In the past year, I have sat with weeping mothers — constituents of mine — whose children were slain by fellow teenagers. Juvenile arrests in Lynnwood, a city in my legislative district, have nearly tripled, from 130 in 2022 to 355 in 2024. During these heartbreaking meetings, I find myself racked with guilt.
I am culpable.
In analyzing the causal factors in the epidemic of juvenile violence, the first contributor is the Legislature’s abject failure to fully fund K-12 education. At least 40% of youth on probation qualify for special education, which has been sorely under-resourced. Positions that offer early intervention have been cut: one of my school districts had to lay off 13 family advocates and two drug and alcohol counselors.
Youth entangled with our juvenile legal system are often also in the grips of mental health and substance-use challenges. Under Washington state law, youth 13 and older can refuse behavioral health treatment. Parents keenly aware that their children are unwell are rendered helpless. The Legislature attempted to remedy this, but the measure fell short.
Washington’s top referral source for youth addiction treatment used to be schools. Typically, a student would be suspended for a substance-related violation and required to get a substance-use disorder assessment and comply with treatment recommendations before returning to school. But the Legislature barred this practice, resulting in a massive decline in treatment admissions for adolescents battling addiction.
During my first legislative session in 2019, I voted for SB 5290, which prohibited juvenile detention as a sanction for status offenses, like truancy. I distinctly remember the floor debate: My Republican colleagues passionately argued that we should not remove juvenile detention as an option until we build up a statewide network of residential crisis centers as an alternative. They were right.
Overnight, court orders related to truancy and At-Risk Youth petitions became unenforceable. We tied the hands of schools, parents and courts and removed a crucial tool to get children help before they commit a crime.

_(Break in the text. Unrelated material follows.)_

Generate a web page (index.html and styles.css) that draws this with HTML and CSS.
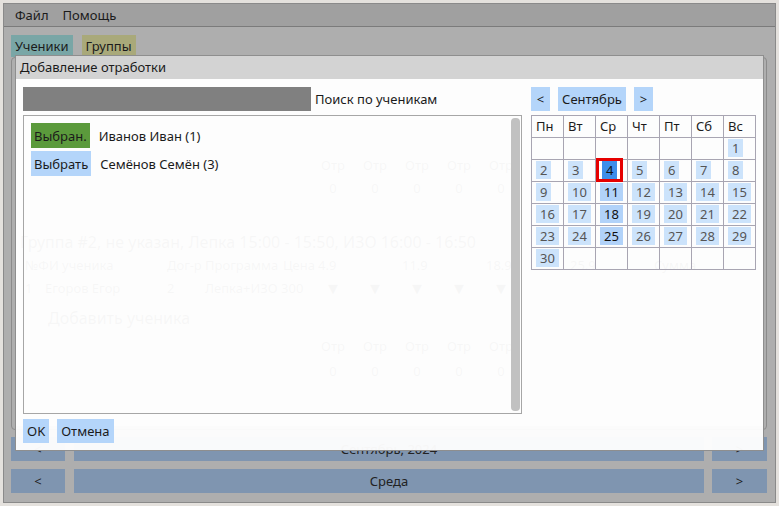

In 2021, I voted for HB 1140, which, in effect, bars law enforcement from interviewing juvenile suspects, including those under investigation for serious crimes such as rape and murder. I thought I was voting to protect juveniles, but in actuality, juvenile assailants became protected at the expense of juvenile victims. This legislation has significantly impeded law enforcement investigations, resulting in the denial of justice for victims and a missed opportunity for intervention with juveniles engaged in escalating criminal conduct.
Very late in the 2025 session, lawmakers introduced HB 2044, related to unexcused school absences. Though the bill stalled in the Senate, the enacted budget still slashed intervention services for truant youth by 70 percent. It is well-documented that truancy is a strong predictor of juvenile justice involvement. Furthermore, the Legislature very nearly passed an untested policy that would’ve sent violent youth set to enter the state’s juvenile prison system back to the community with no additional supports or supervision.
Our state Supreme Court is not without blemish. It enacted a rule barring arrest warrants unless a youth “poses a serious threat to public safety.” A juvenile can violate court-ordered conditions like abstaining from drugs and alcohol, wearing an electronic monitoring device and complying with curfew and geographic restrictions, all without penalty. If a youth fails to appear in court, there is no recourse. Fortunately, the Court of Appeals ended this absurd practice. But in August, the Supreme Court reinstated it.
The aforementioned policies were all well-intended. But in the collective, they have systematically removed nearly all avenues to intervene with struggling youth before it’s too late. Clearly other factors, such as the social disruption caused by COVID-19, have also impacted juvenile crime. As a state lawmaker, I cannot control global pandemics, but I can own my part. As legislators, we bear ultimate responsibility for the laws we enact.
We also hold the power to change them.